The transliteration of the sentence is "He of three daughters are" without the "hain" verb ending there would be no sentence. It would be a meaningless phrase like "three daughters of he" with the translation "his three daughters". When you add the "hain" at the end you are saying that those three daughters exist and then we translate it to "He has three daughters."


I thought it was "his/her three daughters". I understand the solution too but would you say "his/her three daughters" the same way ? Thanks


Uhhh, in a way, I guess? But this sentence "Uski teen betiyan hain" actually has "hain" in the sentence which makes the "has" in the translation: "He has 3 daughters". If I wanted to say "Their three daughters", I'd say "Unki teen betiyan/उनकी तीन बेटियां".


I am getting confused again. How do we know that it is he and not she in this case?


I'm pretty sure this could mean she has three daughters or even it has three daughters as well.


How can you tell has here


You don't, it can mean either.


On appearance it seems to me that it can simply be translated as "There are three daughters of him." This may equate with "He has three daughters", which is the preferred sentence in English...


Wouldn't we use the verb "to have" here?

Is there a reason we aren't using that verb (does it exist?) or do you always have to get around it by showing possession (उसकी) and saying they "are" (हैं) ?


There is no "to have" in Hindi. For my own personal understanding, and the way I remember how to structure this, is to think of it as 'To him/her are three daughters. That's not a transliteration, but it helps me understand the flow of the language better.
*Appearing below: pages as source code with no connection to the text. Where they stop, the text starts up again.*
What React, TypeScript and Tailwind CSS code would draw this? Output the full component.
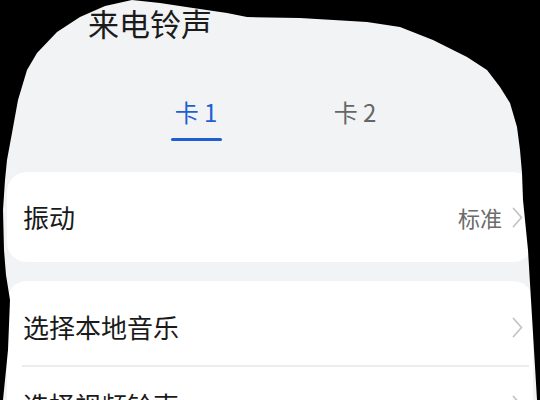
import React from "react";

const font = { fontFamily: '"Noto Sans CJK SC", "Noto Sans", sans-serif' };

function Chevron() {
  return (
    <svg width="11" height="21" viewBox="0 0 11 21" className="shrink-0">
      <polyline
        points="1.5,1.5 9.5,10.5 1.5,19.5"
        fill="none"
        stroke="#c4c4c4"
        strokeWidth="1.8"
        strokeLinecap="round"
        strokeLinejoin="round"
      />
    </svg>
  );
}

// irregular black crop drawn over the screenshot
const inner =
  "M3,400 L8,350 L10,300 L6,275 L4,250 L3,210 L5,180 L7,160 L12,133 L18,100 L27,70 L37,53 L57,32 L80,17 L105,6 L132,0 L160,3 L193,8 L227,13 L247,17 L300,18 L367,22 L400,27 L433,40 L467,57 L487,70 L500,87 L510,103 L517,127 L520,150 L522,173 L523,200 L528,250 L531,300 L534,350 L537,400 Z";

export default function App() {
  return (
    <div
      className="relative w-[540px] h-[400px] overflow-hidden bg-[#f1f3f5]"
      style={font}
    >
      {/* Title */}
      <div className="pt-[3px] pl-[88px] h-[43px] text-[31px] leading-[40px] text-[#1b1b1b]">
        来电铃声
      </div>

      {/* Tabs */}
      <div className="mt-[53px] ml-[136px] flex gap-[39px]">
        <div className="w-[120px] flex flex-col items-center">
          <span className="text-[24px] leading-[32px] text-[#1f5fd1]">卡 1</span>
          <div className="mt-[10px] w-[51px] h-[3px] rounded-full bg-[#1f5fd1]" />
        </div>
        <div className="w-[120px] flex flex-col items-center">
          <span className="text-[24px] leading-[32px] text-[#666666]">卡 2</span>
        </div>
      </div>

      {/* Vibration card */}
      <div className="mt-[31px] mx-[7px] h-[90px] rounded-[20px] bg-white flex items-center pl-[16px] pr-[10px]">
        <span className="flex-1 text-[26px] leading-[34px] text-[#1a1a1a]">振动</span>
        <span className="text-[22px] leading-[30px] text-[#6b6b6b]">标准</span>
        <div className="ml-[10px]">
          <Chevron />
        </div>
      </div>

      {/* Ringtone source card */}
      <div className="mt-[19px] mx-[7px] pt-[8px] rounded-[20px] bg-white">
        <div className="h-[76px] flex items-center pl-[16px] pr-[10px]">
          <span className="flex-1 text-[26px] leading-[34px] text-[#1a1a1a]">选择本地音乐</span>
          <Chevron />
        </div>
        <div className="ml-[15px] mr-[4px] h-[2px] bg-[#ececec]" />
        <div className="h-[76px] flex items-center pl-[16px] pr-[10px]">
          <span className="flex-1 text-[26px] leading-[34px] text-[#1a1a1a]">选择视频铃声</span>
          <Chevron />
        </div>
      </div>

      {/* black crop mask */}
      <svg
        className="absolute inset-0 pointer-events-none"
        width="540"
        height="400"
        viewBox="0 0 540 400"
      >
        <path d={`M0,0 H540 V400 H0 Z ${inner}`} fill="#000" fillRule="evenodd" />
      </svg>
    </div>
  );
}
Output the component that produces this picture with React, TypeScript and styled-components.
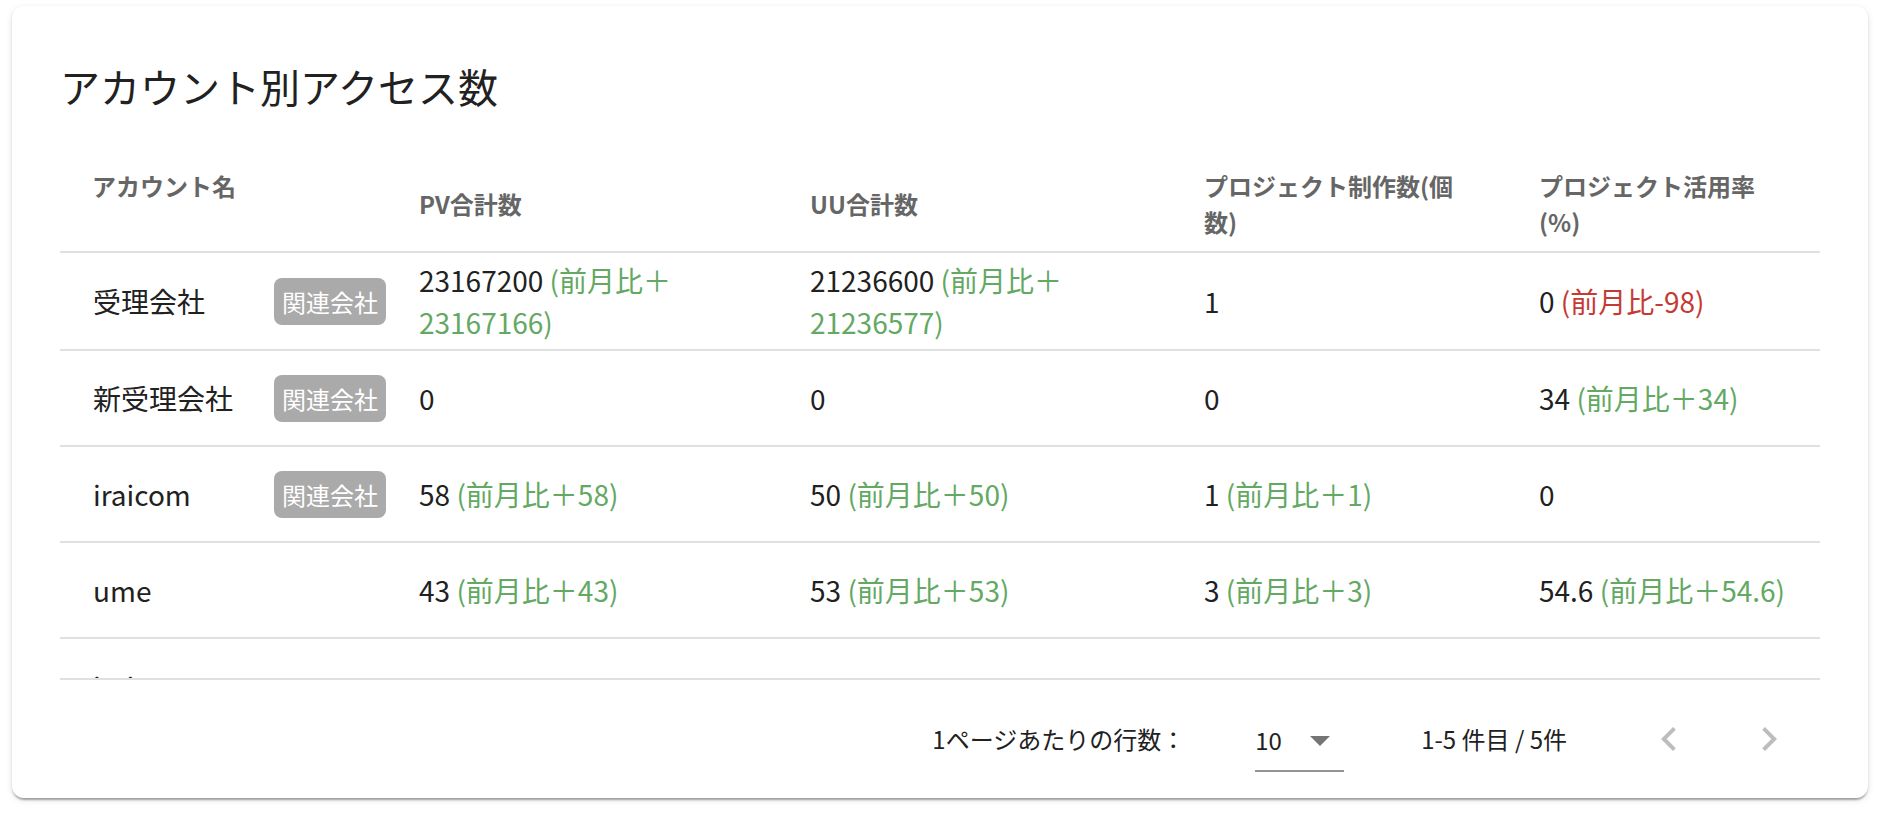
import React from 'react';
import styled, { createGlobalStyle } from 'styled-components';

const GlobalStyle = createGlobalStyle`
  html, body {
    margin: 0;
    padding: 0;
    background: #ffffff;
  }
  body {
    font-family: "Noto Sans CJK JP", "Noto Sans", sans-serif;
    color: #212121;
  }
`;

const Page = styled.div`
  width: 1888px;
  height: 816px;
  box-sizing: border-box;
  padding: 6px 20px 18px 12px;
`;

const Card = styled.section`
  height: 792px;
  box-sizing: border-box;
  padding: 56px 48px 0 48px;
  border-radius: 12px;
  background: #fff;
  box-shadow: 0px 4px 2px -2px rgba(0, 0, 0, 0.2), 0px 2px 2px 0px rgba(0, 0, 0, 0.14),
    0px 2px 6px 0px rgba(0, 0, 0, 0.12);
  display: flex;
  flex-direction: column;
`;

const Title = styled.h2`
  margin: 0;
  font-size: 40px;
  line-height: 48px;
  font-weight: 400;
  color: #212121;
`;

const TableWrap = styled.div`
  margin-top: 47px;
  height: 521px;
  overflow: hidden;
  border-bottom: 2px solid #e0e0e0;
`;

const cols = '327px 391px 394px 335px 313px';

const Row = styled.div`
  display: grid;
  grid-template-columns: ${cols};
  align-items: center;
  box-sizing: border-box;
  min-height: 96px;
  border-bottom: 2px solid #e0e0e0;
`;

const HeadCell = styled.div<{ $top?: boolean }>`
  padding: 11px 32px;
  font-size: 24px;
  line-height: 36px;
  font-weight: 700;
  color: #666666;
  align-self: ${(p) => (p.$top ? 'start' : 'center')};
`;

const Cell = styled.div`
  padding: 6px 32px;
  font-size: 28px;
  line-height: 42px;
  color: #212121;
`;

const NameCell = styled.div`
  display: flex;
  align-items: center;
  justify-content: space-between;
  padding: 6px 1px 6px 33px;
  font-size: 28px;
  line-height: 42px;
  color: #212121;
`;

const Badge = styled.span`
  display: inline-block;
  height: 47px;
  line-height: 47px;
  padding: 0 8px;
  border-radius: 8px;
  background: #aaaaaa;
  color: #ffffff;
  font-size: 24px;
  white-space: nowrap;
`;

const Delta = styled.span<{ $neg?: boolean }>`
  color: ${(p) => (p.$neg ? '#c53b34' : '#63a863')};
`;

const Pager = styled.div`
  flex: 1;
  display: flex;
  align-items: center;
  justify-content: flex-end;
  padding-right: 27px;
  font-size: 24px;
  line-height: 36px;
  color: #212121;
`;

const PagerLabel = styled.span`
  margin-right: 70px;
`;

const Select = styled.div`
  display: flex;
  align-items: center;
  width: 89px;
  margin-top: 10px;
  padding-bottom: 6px;
  border-bottom: 2px solid #949494;
  margin-right: 77px;

  svg {
    margin-left: auto;
  }
`;

const Actions = styled.div`
  display: flex;
  gap: 52px;
  margin-left: 78px;
`;

const IconButton = styled.button`
  width: 48px;
  height: 48px;
  padding: 0;
  border: 0;
  background: none;
  display: flex;
  align-items: center;
  justify-content: center;
  color: #bdbdbd;
`;

type Stat = { v: string; d?: string; neg?: boolean };
type Account = { name: string; badge?: boolean; stats: Stat[] };

const rows: Account[] = [
  {
    name: '受理会社',
    badge: true,
    stats: [
      { v: '23167200', d: '(前月比＋23167166)' },
      { v: '21236600', d: '(前月比＋21236577)' },
      { v: '1' },
      { v: '0', d: '(前月比-98)', neg: true },
    ],
  },
  {
    name: '新受理会社',
    badge: true,
    stats: [{ v: '0' }, { v: '0' }, { v: '0' }, { v: '34', d: '(前月比＋34)' }],
  },
  {
    name: 'iraicom',
    badge: true,
    stats: [
      { v: '58', d: '(前月比＋58)' },
      { v: '50', d: '(前月比＋50)' },
      { v: '1', d: '(前月比＋1)' },
      { v: '0' },
    ],
  },
  {
    name: 'ume',
    stats: [
      { v: '43', d: '(前月比＋43)' },
      { v: '53', d: '(前月比＋53)' },
      { v: '3', d: '(前月比＋3)' },
      { v: '54.6', d: '(前月比＋54.6)' },
    ],
  },
  {
    name: 'iraicom',
    stats: [{ v: '0' }, { v: '0' }, { v: '0' }, { v: '0' }],
  },
];

const ChevronLeft = () => (
  <svg width="48" height="48" viewBox="0 0 24 24" fill="currentColor">
    <path d="M15.41 7.41 14 6l-6 6 6 6 1.41-1.41L10.83 12z" />
  </svg>
);

const ChevronRight = () => (
  <svg width="48" height="48" viewBox="0 0 24 24" fill="currentColor">
    <path d="M10 6 8.59 7.41 13.17 12l-4.58 4.59L10 18l6-6z" />
  </svg>
);

const ArrowDrop = () => (
  <svg width="48" height="48" viewBox="0 0 24 24" fill="#757575">
    <path d="M7 10l5 5 5-5z" />
  </svg>
);

export default function App() {
  return (
    <>
      <GlobalStyle />
      <Page>
        <Card>
          <Title>アカウント別アクセス数</Title>
          <TableWrap>
            <Row>
              <HeadCell $top>アカウント名</HeadCell>
              <HeadCell>PV合計数</HeadCell>
              <HeadCell>UU合計数</HeadCell>
              <HeadCell>プロジェクト制作数(個数)</HeadCell>
              <HeadCell>プロジェクト活用率(%)</HeadCell>
            </Row>
            {rows.map((r, i) => (
              <Row key={i}>
                <NameCell>
                  <span>{r.name}</span>
                  {r.badge && <Badge>関連会社</Badge>}
                </NameCell>
                {r.stats.map((s, j) => (
                  <Cell key={j}>
                    {s.v}
                    {s.d && (
                      <>
                        {' '}
                        <Delta $neg={s.neg}>{s.d}</Delta>
                      </>
                    )}
                  </Cell>
                ))}
              </Row>
            ))}
          </TableWrap>
          <Pager>
            <PagerLabel>1ページあたりの行数：</PagerLabel>
            <Select>
              <span>10</span>
              <ArrowDrop />
            </Select>
            <span>1-5 件目 / 5件</span>
            <Actions>
              <IconButton disabled>
                <ChevronLeft />
              </IconButton>
              <IconButton disabled>
                <ChevronRight />
              </IconButton>
            </Actions>
          </Pager>
        </Card>
      </Page>
    </>
  );
}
What is the translation for 'They have three daughters'


As a native speaker, I'd say "उनकी तीन बेटियां हैं" but someone can correct me if I'm wrong. There's a change from उसकी to उनकी.


Is there a verb for "to have"? I did read all the other comments, and I sort of understand what is going on here, but is this the only way to say He/She has three daughters?


रखना meens keep/have/put, according to wiktionary. के पास is used to show ownership, but is not a verb. I remember using this phrase in India to ask for a ciggy. Would like to have an Indian's opinion. This has been asked several times in this discussion, but no answer. Perhaps a later Hindi lesson here will help us with this though.


My understanding is that the के पास (ke pas) construction, which hasn't been covered in this course yet, can only be used with inanimate objects. For example, in asking for a cigarette. For people ("He has three daughters") you have to use this construction.


How come hers three daughters is right answer


Can we say "vah theen betiyam hei"


'वे तीन बेटियां हैं' would be 'They are three daughters'.

'उसकी तीन बेटियाँ हैं' translates literally to something like 'His three daughters exist'. Since Hindi does not have a verb 'to have', we use such phrasing to talk about 'having' relatives.


This is awesomeee i am learning hindi and i am first with 471 xp


Do we use USKI for both singular and plural? ??how can we understand use BETIYAM or BITI?


Yes. You use 'uski' when the noun phrase that follows is either feminine singular or feminine plural.

बेटी is singular and बेटियाँ is plural.
उसकी एक बेटी है - He has one daughter.
उसकी दो बेटियाँ हैं - He has two daughters.